Saturday, August 6, 2011

Peach Salsa

So I splurged and bought a case of peaches at Whole Foods yesterday...yes its a ton of peaches, but it was only $15.

In an attempt to find something I have never made before, I googled peach recipes and got all the normals - pie filling, peaches in syrup, peach butter....but then I came across peach salsa.  I deviated a bit from teh recipe, following is what I used:


per pint jar:
3 peaches peeled & chunked
1 onion chopped
1-3 jalapenos seeded and chopped
juice of 1 lemon
1 inch fresh ginger grated
palmful of fresh mint leaves
cilantro (optional)

mix everything in a bowl then transfer to a food processor & process till as smooth or chunky as you want it.  Transfer to a bowl (then eat or refridgerate) or to a sterilized pint jar.  Process in water bath canner for 25-30 minutes.

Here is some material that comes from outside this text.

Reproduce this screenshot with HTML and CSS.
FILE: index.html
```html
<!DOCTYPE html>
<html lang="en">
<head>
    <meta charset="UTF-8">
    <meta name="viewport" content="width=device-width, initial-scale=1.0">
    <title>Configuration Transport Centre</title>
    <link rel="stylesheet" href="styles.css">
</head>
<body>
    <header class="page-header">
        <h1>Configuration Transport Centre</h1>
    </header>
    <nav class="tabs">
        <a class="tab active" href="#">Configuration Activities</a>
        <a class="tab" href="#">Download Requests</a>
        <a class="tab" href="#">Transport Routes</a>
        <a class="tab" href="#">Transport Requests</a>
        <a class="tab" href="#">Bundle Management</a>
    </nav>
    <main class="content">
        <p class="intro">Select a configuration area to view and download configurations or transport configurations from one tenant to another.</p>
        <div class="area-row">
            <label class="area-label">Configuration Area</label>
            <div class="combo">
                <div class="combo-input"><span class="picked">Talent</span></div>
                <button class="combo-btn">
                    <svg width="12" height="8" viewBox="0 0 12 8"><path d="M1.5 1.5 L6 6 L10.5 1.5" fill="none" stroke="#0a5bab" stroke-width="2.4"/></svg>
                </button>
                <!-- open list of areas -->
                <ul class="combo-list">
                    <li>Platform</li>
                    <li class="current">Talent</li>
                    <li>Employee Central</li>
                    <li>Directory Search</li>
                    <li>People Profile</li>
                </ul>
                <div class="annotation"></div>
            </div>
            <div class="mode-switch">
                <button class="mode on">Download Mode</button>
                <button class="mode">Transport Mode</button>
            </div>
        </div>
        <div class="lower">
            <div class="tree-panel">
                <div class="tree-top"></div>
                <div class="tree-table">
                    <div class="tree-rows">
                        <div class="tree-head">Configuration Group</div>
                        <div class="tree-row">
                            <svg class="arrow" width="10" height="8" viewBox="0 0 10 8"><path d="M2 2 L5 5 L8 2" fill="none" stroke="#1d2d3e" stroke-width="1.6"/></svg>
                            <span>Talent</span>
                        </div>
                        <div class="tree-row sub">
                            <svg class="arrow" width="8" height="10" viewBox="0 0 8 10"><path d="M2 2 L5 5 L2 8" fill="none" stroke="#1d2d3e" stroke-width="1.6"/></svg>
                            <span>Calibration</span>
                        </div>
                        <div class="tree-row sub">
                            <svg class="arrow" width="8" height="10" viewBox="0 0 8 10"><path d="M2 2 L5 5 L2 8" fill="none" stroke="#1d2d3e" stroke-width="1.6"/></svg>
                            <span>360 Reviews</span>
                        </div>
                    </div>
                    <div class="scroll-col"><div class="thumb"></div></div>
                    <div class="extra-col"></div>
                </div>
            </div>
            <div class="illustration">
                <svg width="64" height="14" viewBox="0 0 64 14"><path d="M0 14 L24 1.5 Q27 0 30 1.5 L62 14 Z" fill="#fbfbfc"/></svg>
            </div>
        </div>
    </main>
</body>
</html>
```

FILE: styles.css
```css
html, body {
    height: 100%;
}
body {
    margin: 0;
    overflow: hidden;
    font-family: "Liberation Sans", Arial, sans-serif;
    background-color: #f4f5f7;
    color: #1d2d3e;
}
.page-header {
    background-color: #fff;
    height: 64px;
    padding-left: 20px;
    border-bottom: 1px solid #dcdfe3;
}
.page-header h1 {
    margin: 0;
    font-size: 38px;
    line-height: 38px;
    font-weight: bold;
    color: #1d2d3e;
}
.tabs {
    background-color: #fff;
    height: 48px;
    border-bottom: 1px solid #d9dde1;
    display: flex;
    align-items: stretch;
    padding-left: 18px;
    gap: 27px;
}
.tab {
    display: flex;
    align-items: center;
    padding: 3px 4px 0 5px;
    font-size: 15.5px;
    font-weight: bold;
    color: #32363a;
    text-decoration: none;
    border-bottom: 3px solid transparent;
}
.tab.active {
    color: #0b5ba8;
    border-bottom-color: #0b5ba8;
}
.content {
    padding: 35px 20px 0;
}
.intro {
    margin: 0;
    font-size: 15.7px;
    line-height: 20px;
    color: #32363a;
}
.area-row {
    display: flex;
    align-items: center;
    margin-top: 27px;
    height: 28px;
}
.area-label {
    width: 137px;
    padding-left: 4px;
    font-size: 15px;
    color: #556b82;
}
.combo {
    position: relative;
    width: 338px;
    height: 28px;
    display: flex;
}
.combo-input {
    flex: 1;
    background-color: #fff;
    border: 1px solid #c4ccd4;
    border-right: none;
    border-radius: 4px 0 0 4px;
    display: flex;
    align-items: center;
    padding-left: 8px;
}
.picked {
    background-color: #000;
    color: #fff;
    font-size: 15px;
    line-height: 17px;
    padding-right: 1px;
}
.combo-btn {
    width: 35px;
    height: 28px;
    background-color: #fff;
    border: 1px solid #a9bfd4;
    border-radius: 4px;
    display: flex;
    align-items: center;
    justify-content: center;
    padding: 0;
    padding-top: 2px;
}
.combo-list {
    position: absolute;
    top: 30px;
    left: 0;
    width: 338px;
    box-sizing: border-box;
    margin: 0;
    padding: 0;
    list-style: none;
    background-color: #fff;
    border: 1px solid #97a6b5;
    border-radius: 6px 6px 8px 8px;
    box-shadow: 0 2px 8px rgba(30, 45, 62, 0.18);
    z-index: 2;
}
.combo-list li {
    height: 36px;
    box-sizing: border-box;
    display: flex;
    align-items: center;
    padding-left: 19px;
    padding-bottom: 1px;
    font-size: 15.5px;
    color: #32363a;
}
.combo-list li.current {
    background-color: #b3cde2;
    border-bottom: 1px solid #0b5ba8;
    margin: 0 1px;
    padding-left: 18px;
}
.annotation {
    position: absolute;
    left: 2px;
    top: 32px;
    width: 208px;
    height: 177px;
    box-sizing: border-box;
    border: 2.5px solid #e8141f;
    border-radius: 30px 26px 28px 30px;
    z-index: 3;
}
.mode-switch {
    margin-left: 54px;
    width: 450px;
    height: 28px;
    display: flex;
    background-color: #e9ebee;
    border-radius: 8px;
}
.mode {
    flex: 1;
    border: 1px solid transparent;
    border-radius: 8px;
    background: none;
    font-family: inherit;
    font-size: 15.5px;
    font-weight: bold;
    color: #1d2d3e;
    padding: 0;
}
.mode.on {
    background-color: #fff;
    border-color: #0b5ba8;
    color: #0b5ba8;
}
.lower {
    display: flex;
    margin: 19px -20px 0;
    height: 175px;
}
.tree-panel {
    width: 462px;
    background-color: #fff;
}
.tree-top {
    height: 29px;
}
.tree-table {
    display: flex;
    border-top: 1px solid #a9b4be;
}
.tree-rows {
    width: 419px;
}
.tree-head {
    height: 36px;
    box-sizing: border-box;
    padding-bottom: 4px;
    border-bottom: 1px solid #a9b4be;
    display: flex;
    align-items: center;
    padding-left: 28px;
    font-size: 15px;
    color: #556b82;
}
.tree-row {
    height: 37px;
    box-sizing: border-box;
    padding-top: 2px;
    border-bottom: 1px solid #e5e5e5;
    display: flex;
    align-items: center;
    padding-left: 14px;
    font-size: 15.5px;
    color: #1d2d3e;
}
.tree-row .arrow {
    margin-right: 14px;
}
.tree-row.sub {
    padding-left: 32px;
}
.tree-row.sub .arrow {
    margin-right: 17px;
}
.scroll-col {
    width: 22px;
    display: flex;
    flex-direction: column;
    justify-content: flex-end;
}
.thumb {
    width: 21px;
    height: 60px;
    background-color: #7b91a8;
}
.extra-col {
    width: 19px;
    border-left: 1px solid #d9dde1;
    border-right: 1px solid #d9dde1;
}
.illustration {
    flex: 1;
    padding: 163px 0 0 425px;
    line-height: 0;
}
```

This is great on chicken quesadillas (got my husbands approval) and would be great on grilled chicken, fish, baked tofu or atop some black beans and rice.  However you choose to use it, please leave a comment and let me know how you enjoyed it!!

Wednesday, July 27, 2011

Homemade Sriracha





So I found a wonderful recipe for my favorite hot sauce on  The Kitchenette and thought I would give it a try. (Click that link for the recipe)  However I made a couple small tweeks.  Since I was using homecanned peppers (a mix of red jalapenos & scotch bonnet) I skipped the overnight soak. Also these were canned in apple cider vinegar so I used that for the vinegar.

Cooking vinegar and hot peppers WILL clear your sinuses very quickly!!!



this turned out wonderfully with a great flavor! A little off from storebought sriracha, but definitely worth making!!  I see myself making lots more of this in the future & have a date with Bianca from Vegan Crunk to make some more!!